Once males have achieved cloacal juxtaposition, they will insert one of their hemipenes into the females’ cloacas. In some species and individuals, mating requires hours or more, which has led the males of many species to evolve spines, hooks and other protrusions on the end of their hemipenes that help to keep them in place. During the process, sperm swim over on the surface of the hemipenes and into the females’ vents.
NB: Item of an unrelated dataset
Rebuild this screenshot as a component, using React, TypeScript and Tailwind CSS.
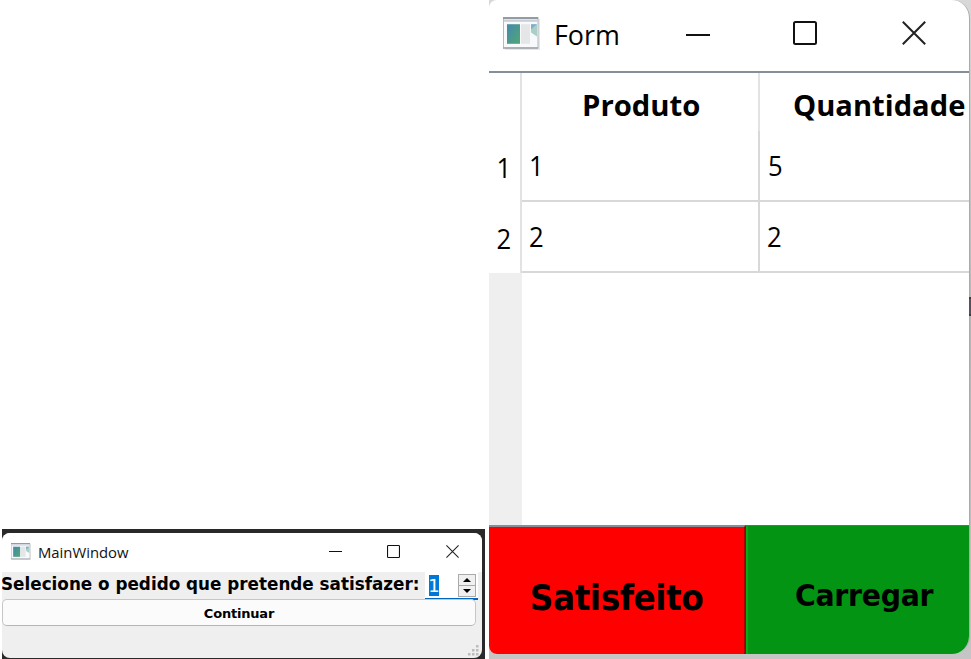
import type { ReactNode } from "react";

const UI = "font-['Open_Sans','Noto_Sans',sans-serif]";
const BOLD = "font-['DejaVu_Sans','Noto_Sans',sans-serif] font-bold";

function AppIcon({ className }: { className: string }) {
  return (
    <svg className={className} viewBox="0 0 37 32" preserveAspectRatio="none">
      <defs>
        <linearGradient id="pane" x1="0" y1="0" x2="1" y2="1">
          <stop offset="0" stopColor="#4687ad" />
          <stop offset="1" stopColor="#50a873" />
        </linearGradient>
      </defs>
      <path d="M2 2H37V32H2Z" fill="#e7e7e7" />
      <rect x="0.5" y="0.5" width="34.5" height="29.5" fill="#f7f9fa" stroke="#b4bac0" />
      <path d="M0 1H35" stroke="#939ba3" strokeWidth="2" />
      <path d="M1 3.5H35" stroke="#c9ced7" strokeWidth="2" />
      <path d="M0 30H35" stroke="#a2a6ab" strokeWidth="1.5" />
      <rect x="4" y="7" width="13" height="19" fill="url(#pane)" />
      <rect x="18" y="7" width="9" height="19" fill="#e4e6e8" />
      <path d="M28 7H34V19L28 15Z" fill="#a9cfc7" />
      <path d="M28 7H34L28 12Z" fill="#83acd0" />
    </svg>
  );
}

function Minimize({ className, y = 13, weight = 2 }: { className: string; y?: number; weight?: number }) {
  return (
    <svg className={className} viewBox="0 0 24 24" preserveAspectRatio="none">
      <path d={`M0 ${y}H24`} stroke="#111" strokeWidth={weight} />
    </svg>
  );
}

function Maximize({ className }: { className: string }) {
  return (
    <svg className={className} viewBox="0 0 24 24">
      <rect x="1" y="1" width="22" height="22" rx="1.5" fill="none" stroke="#111" strokeWidth="2" />
    </svg>
  );
}

function Close({ className }: { className: string }) {
  return (
    <svg className={className} viewBox="0 0 24 24">
      <path d="M0.8 0.8L23.2 23.2M23.2 0.8L0.8 23.2" stroke="#222" strokeWidth="2" />
    </svg>
  );
}

function Cell({ children, className }: { children: ReactNode; className: string }) {
  return (
    <div className={`flex h-[71px] items-center border-b-2 border-[#d8d8d8] text-[27px] leading-none ${className}`}>
      <span className="inline-block origin-left scale-x-[0.95]">{children}</span>
    </div>
  );
}

function MainWindow() {
  return (
    <section className="mt-[529px] ml-[2px] h-[130px] w-[483px] shrink-0 bg-[#292929] pt-1">
      <div className="flex h-[125px] w-[480px] flex-col overflow-hidden rounded-lg bg-[#efefef]">
        <header className="flex h-[39px] shrink-0 items-center bg-white pl-[9px]">
          <AppIcon className="mb-0.5 h-[17px] w-5" />
          <span className={`ml-[7px] w-[92px] text-[15px] leading-none whitespace-nowrap text-[#111] ${UI}`}>
            <span className="inline-block origin-left scale-x-[0.99]">MainWindow</span>
          </span>
          <Minimize className="mb-0.5 ml-[199px] h-[13px] w-[13px]" y={12} weight={1.85} />
          <Maximize className="mb-0.5 ml-[45px] h-[13px] w-[13px]" />
          <Close className="mb-0.5 ml-[46px] h-[13px] w-[13px]" />
        </header>
        <div className="flex h-[28px] shrink-0">
          <label className={`-ml-px w-[424px] text-[18px] leading-[23px] whitespace-nowrap text-black ${BOLD}`}>
            <span className="inline-block w-[444px] origin-left scale-x-[0.933]">Selecione o pedido que pretende satisfazer:</span>
          </label>
          <div className="flex h-[28px] w-[53px] border-b-2 border-[#0067c0] bg-white pt-[3px] pr-0.5 pl-1">
            <span className="flex h-[21px] w-[10px] items-center justify-center bg-[#0078d7] text-[18px] leading-none text-white font-['DejaVu_Sans',sans-serif]">
              1
            </span>
            <div className="-mt-px ml-auto flex h-[23px] w-[18px] flex-col border border-[#aaa] bg-[#f0f0f0]">
              <div className="flex flex-1 items-center justify-center border-b border-[#aaa]">
                <svg className="h-1 w-2" viewBox="0 0 8 4"><path d="M0 4L4 0L8 4Z" /></svg>
              </div>
              <div className="flex flex-1 items-center justify-center">
                <svg className="h-1 w-2" viewBox="0 0 8 4"><path d="M0 0L4 4L8 0Z" /></svg>
              </div>
            </div>
          </div>
        </div>
        <button className={`-mt-px flex h-[27px] w-[474px] shrink-0 items-center justify-center rounded-[5px] border border-[#c6c6c6] border-b-[#b5b5b5] bg-[#fbfbfb] pt-0.5 text-[13px] leading-none tracking-[-0.2px] text-black ${BOLD}`}>
          Continuar
        </button>
        <svg className="mt-auto mr-[3px] mb-0.5 h-[11px] w-[11px] self-end" viewBox="0 0 11 11" fill="#bcbcbc">
          <path d="M8 0h2.5v2.5H8zM4 4h2.5v2.5H4zM8 4h2.5v2.5H8zM0 8h2.5v2.5H0zM4 8h2.5v2.5H4zM8 8h2.5v2.5H8z" />
        </svg>
      </div>
    </section>
  );
}

function FormWindow() {
  return (
    <section className="ml-1 flex h-[659px] w-[482px] shrink-0 bg-linear-to-b from-[#d8d8d8] via-[#b5b5b5] to-[#c5c5c5]">
      <div className="flex h-[654px] w-[481px] shrink-0 flex-col overflow-hidden rounded-tl-lg rounded-tr-[18px] rounded-br-[18px] rounded-bl-lg border-r border-[#ababab] bg-white">
        <header className="flex h-[71px] shrink-0 items-center pl-[14px]">
          <AppIcon className="mb-[5px] h-[33px] w-[37px]" />
          <span className={`mb-1 ml-[14px] w-[70px] text-[28px] leading-none text-black ${UI}`}>
            <span className="inline-block origin-left scale-x-[0.96]">Form</span>
          </span>
          <Minimize className="mb-[3px] ml-[62px] h-6 w-6" />
          <Maximize className="mb-[5px] ml-[83px] h-6 w-6" />
          <Close className="mb-[5px] ml-[85px] h-6 w-6" />
        </header>
        <div className={`flex h-[454px] shrink-0 border-t-2 border-[#858f99] text-black ${UI}`}>
          <div className="flex w-[33px] shrink-0 flex-col bg-[#efefef]">
            <div className="h-[200px] border-r-2 border-[#e2e2e2] bg-white pt-[59px] pr-0.5 text-[27px] leading-none">
              <div className="flex h-[71px] items-center justify-center"><span className="inline-block scale-x-[0.95]">1</span></div>
              <div className="flex h-[71px] items-center justify-center"><span className="inline-block scale-x-[0.95]">2</span></div>
            </div>
          </div>
          <div className="w-[447px]">
            <div className="flex h-[58px] text-[29px] leading-[64px] font-bold">
              <div className="w-[238px] border-r-2 border-[#e3e3e3] pl-[60px]">
                <span className="inline-block origin-left scale-x-[1.01]">Produto</span>
              </div>
              <div className="pl-[33px]">
                <span className="inline-block origin-left scale-x-[1.005]">Quantidade</span>
              </div>
            </div>
            <div className="grid grid-cols-[238px_209px]">
              <Cell className="border-r-2 pl-[7px]">1</Cell>
              <Cell className="pl-2">5</Cell>
              <Cell className="border-r-2 pl-[7px]">2</Cell>
              <Cell className="pl-[7px]">2</Cell>
            </div>
          </div>
        </div>
        <div className={`flex flex-1 text-black ${BOLD}`}>
          <button className="flex w-[257px] items-center justify-center border-t-2 border-r-2 border-t-[#858f99] border-r-[#a80000] bg-[#ff0000] pt-[15px] text-[35px] leading-none tracking-[-0.5px]">
            <span className="inline-block scale-x-[0.937]">Satisfeito</span>
          </button>
          <button className="flex flex-1 items-center border-t border-l-2 border-[#08ac1b] bg-[#049413] pt-[12px] pl-[47px] text-[30px] leading-none tracking-[-0.3px]">
            <span className="inline-block origin-left scale-x-[0.945]">Carregar</span>
          </button>
        </div>
      </div>
      <div className="mt-[297px] -ml-px h-[19px] w-0.5 shrink-0 border-y-2 border-[#3d3d3d] bg-[#57505f]" />
    </section>
  );
}

export default function App() {
  return (
    <main className="flex h-[659px] w-[971px] overflow-hidden bg-white">
      <MainWindow />
      <FormWindow />
    </main>
  );
}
Female Reproductive Anatomy

Once the sperm have entered the females’ cloacas, they swim up the reproductive system to the oviducts. Some species engage in long-term sperm storage, while others store it for only a few days. Sperm wait in the oviducts for the arrival of the unfertilized eggs.

Ovulation Occasions

Eggs develop in the female snakes’ paired ovaries. Once mature, the eggs find their way to the oviducts, where the sperm are waiting. Over the next several weeks, the eggs are shelled -- those of egg-laying species are shelled thickly with calcium, while those of live-bearing species have transparent, soft membranes.

Egg Deposition Mission

About two to four months after ovulation, the eggs are ready for deposition. Egg deposition sites vary between species, though they are invariably secluded locations. In live-bearing species, the mothers retain the young in their bodies for much longer. The young -- enclosed in uncalcified eggs -- hatch shortly before or during parturition.

Duration of Incubation

Incubation time varies widely between species and individuals but normally takes approximately two to three months. Most females abandon their eggs immediately after parturition, but some -- notably pythons -- wrap themselves around the eggs until they hatch.

Virgin Births

While most snakes reproduce sexually, scientists are discovering female snakes that -- at least occasionally -- reproduce without a male. According to Warren Booth, lead author of the 2012 study "Facultative Parthenogenesis Discovered in Wild Vertebrates," published in "Biology Letters," between 2.5 percent and 5 percent of the litters they studied were produced without fathers. The researchers suspect that this occurs when the mothers' sex cells have paired with each other to create embryos.